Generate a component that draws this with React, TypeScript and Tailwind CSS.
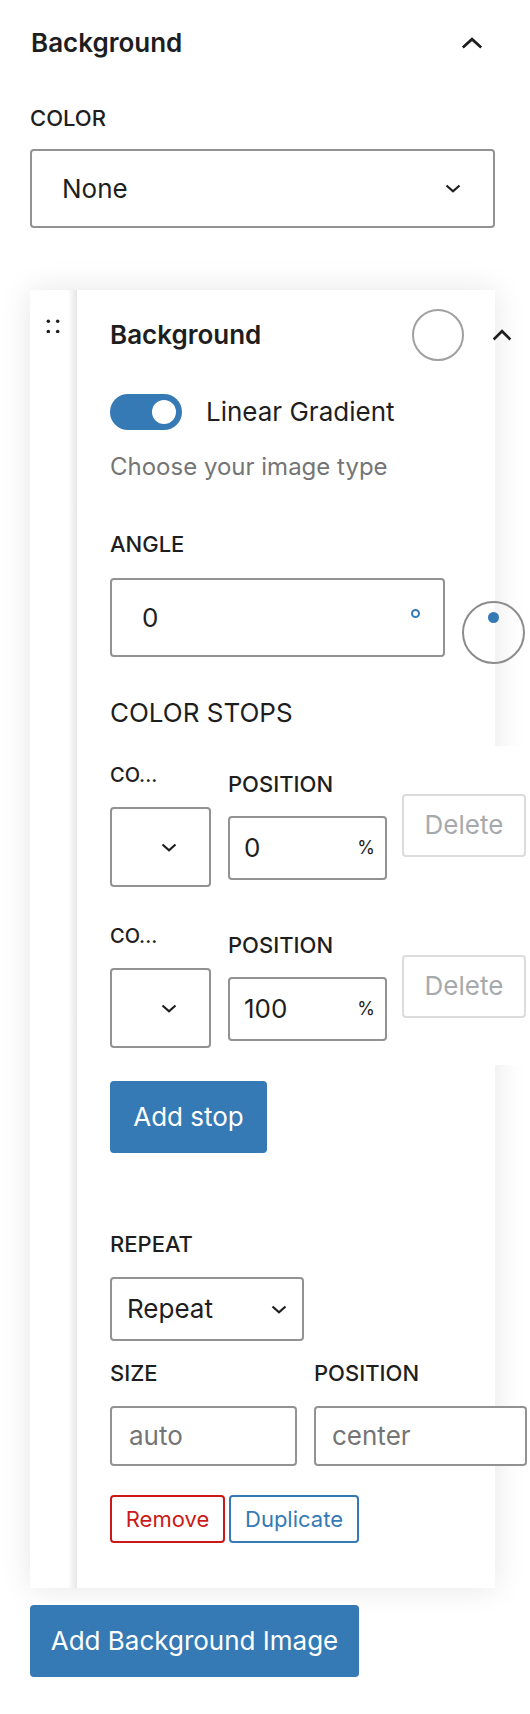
import React from "react";

const ChevronDown = () => (
  <svg width="16" height="9" viewBox="0 0 16 9" fill="none">
    <polyline points="1.5,1.5 8,7.3 14.5,1.5" stroke="#1e1e1e" strokeWidth="2.2" />
  </svg>
);

const ChevronUp = ({ w = 22 }: { w?: number }) => (
  <svg width={w} height="12" viewBox="0 0 22 12" fill="none" preserveAspectRatio="none">
    <polyline points="1.8,10.5 11,2.2 20.2,10.5" stroke="#1e1e1e" strokeWidth="2.8" />
  </svg>
);

function StopRow({ value }: { value: string }) {
  return (
    <div className="flex items-center">
      <div className="flex w-[101px] flex-col">
        <span className="text-[20px] font-medium leading-[24px]">CO...</span>
        <div className="mt-[20px] flex h-[80px] w-[101px] items-center justify-end rounded-[4px] border-2 border-[#929292] pr-[32px]">
          <ChevronDown />
        </div>
      </div>
      <div className="ml-[17px] flex w-[159px] flex-col">
        <span className="text-[22px] font-medium leading-[28px]">POSITION</span>
        <div className="mt-[18px] flex h-[64px] w-[159px] items-center justify-between rounded-[4px] border-2 border-[#929292] bg-white pl-[14px] pr-[10px]">
          <span className="text-[26px] leading-[32px]">{value}</span>
          <span className="text-[18px] leading-[20px]">%</span>
        </div>
      </div>
      <div className="ml-[15px] flex h-[63px] w-[124px] items-center justify-center rounded-[4px] border-2 border-[#dcdcde] bg-white text-[26px] leading-[32px] text-[#a7aaad]">
        Delete
      </div>
    </div>
  );
}

export default function App() {
  return (
    <div className="min-h-[1714px] w-[530px] overflow-hidden bg-white pl-[30px] pt-[19px] text-[#1e1e1e] [font-family:Inter,sans-serif]">
      {/* top header */}
      <div className="flex h-[48px] w-[465px] items-center justify-between pl-[1px] pr-[12px]">
        <span className="text-[26px] font-semibold leading-[32px]">Background</span>
        <ChevronUp />
      </div>

      <div className="mt-[37px] text-[22px] font-medium leading-[28px]">COLOR</div>
      <div className="mt-[17px] flex h-[79px] w-[465px] items-center justify-between rounded-[4px] border-2 border-[#929292] pl-[30px] pr-[32px]">
        <span className="text-[26px] leading-[32px]">None</span>
        <ChevronDown />
      </div>

      {/* card */}
      <div className="mt-[62px] flex w-[465px] bg-white shadow-[0_0_30px_rgba(0,0,0,0.1)]">
        <div className="flex w-[47px] shrink-0">
          <div className="w-[38px] pl-[16px] pt-[29px]">
            <svg width="14" height="14" viewBox="0 0 14 14">
              <circle cx="2.3" cy="2.2" r="1.75" fill="#1e1e1e" />
              <circle cx="11.7" cy="2.2" r="1.75" fill="#1e1e1e" />
              <circle cx="2.3" cy="12.5" r="1.75" fill="#1e1e1e" />
              <circle cx="11.7" cy="12.5" r="1.75" fill="#1e1e1e" />
            </svg>
          </div>
          <div className="w-[9px] bg-linear-to-r from-white to-[#e6e6e6]" />
        </div>

        <div className="w-[418px] pb-[45px] pl-[33px] pt-[19px]">
          {/* inner header */}
          <div className="flex h-[52px] w-[402px] items-center">
            <span className="flex-1 text-[26px] font-semibold leading-[32px]">Background</span>
            <div className="h-[52px] w-[52px] rounded-full border-2 border-[#a0a0a0]" />
            <div className="ml-[28px] flex w-[20px] items-center">
              <ChevronUp w={20} />
            </div>
          </div>

          {/* toggle */}
          <div className="mt-[33px] flex h-[36px] items-center">
            <div className="flex h-[36px] w-[72px] items-center justify-end rounded-full bg-[#3579b5] pr-[6px]">
              <div className="h-[24px] w-[24px] rounded-full bg-white" />
            </div>
            <span className="ml-[24px] text-[26px] leading-[32px]">Linear Gradient</span>
          </div>
          <div className="mt-[21px] text-[24px] leading-[32px] text-[#757575]">Choose your image type</div>

          {/* angle */}
          <div className="mt-[47px] text-[22px] font-medium leading-[28px]">ANGLE</div>
          <div className="mt-[20px] flex items-start">
            <div className="flex h-[79px] w-[335px] shrink-0 items-center justify-between rounded-[4px] border-2 border-[#929292] pl-[30px] pr-[23px]">
              <span className="text-[26px] leading-[32px]">0</span>
              <div className="-mt-[8px] h-[9px] w-[9px] rounded-full border-2 border-[#3579b5]" />
            </div>
            <div className="ml-[17px] mt-[23px] flex h-[63px] w-[63px] shrink-0 justify-center rounded-full border-2 border-[#8c8c8c] pt-[9px]">
              <div className="h-[11px] w-[11px] rounded-full bg-[#3579b5]" />
            </div>
          </div>

          <div className="mt-[33px] text-[26px] leading-[32px]">COLOR STOPS</div>

          <div className="mt-[17px] flex w-[430px] flex-col gap-[37px] bg-white py-[17px]">
            <StopRow value="0" />
            <StopRow value="100" />
          </div>

          <div className="mt-[16px] flex h-[72px] w-[157px] items-center justify-center rounded-[4px] bg-[#3579b5] text-[26px] leading-[32px] text-white">
            Add stop
          </div>

          <div className="mt-[77px] text-[22px] font-medium leading-[28px]">REPEAT</div>
          <div className="mt-[19px] flex h-[64px] w-[194px] items-center justify-between rounded-[4px] border-2 border-[#929292] pl-[15px] pr-[15px]">
            <span className="text-[26px] leading-[32px]">Repeat</span>
            <ChevronDown />
          </div>

          <div className="mt-[18px] flex">
            <div className="flex w-[187px] shrink-0 flex-col">
              <span className="text-[22px] font-medium leading-[28px]">SIZE</span>
              <div className="mt-[19px] flex h-[60px] items-center rounded-[4px] border-2 border-[#929292] bg-white pl-[17px] text-[26px] leading-[32px] text-[#757575]">
                auto
              </div>
            </div>
            <div className="ml-[17px] flex w-[213px] shrink-0 flex-col">
              <span className="text-[22px] font-medium leading-[28px]">POSITION</span>
              <div className="mt-[19px] flex h-[60px] items-center rounded-[4px] border-2 border-[#929292] bg-white pl-[16px] text-[26px] leading-[32px] text-[#757575]">
                center
              </div>
            </div>
          </div>

          <div className="mt-[29px] flex">
            <div className="flex h-[48px] w-[115px] items-center justify-center rounded-[4px] border-2 border-[#cc1818] text-[22px] leading-[28px] text-[#cc1818]">
              Remove
            </div>
            <div className="ml-[4px] flex h-[48px] w-[130px] items-center justify-center rounded-[4px] border-2 border-[#3579b5] text-[22px] leading-[28px] text-[#3579b5]">
              Duplicate
            </div>
          </div>
        </div>
      </div>

      <div className="mt-[17px] flex h-[72px] w-[329px] items-center justify-center rounded-[4px] bg-[#3579b5] text-[26px] leading-[32px] text-white">
        Add Background Image
      </div>
    </div>
  );
}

========================================

## [What to produce]
List all lines where "React" occurs.

## [Response]
Generate a component that draws this with React, TypeScript and Tailwind CSS.
import React from "react";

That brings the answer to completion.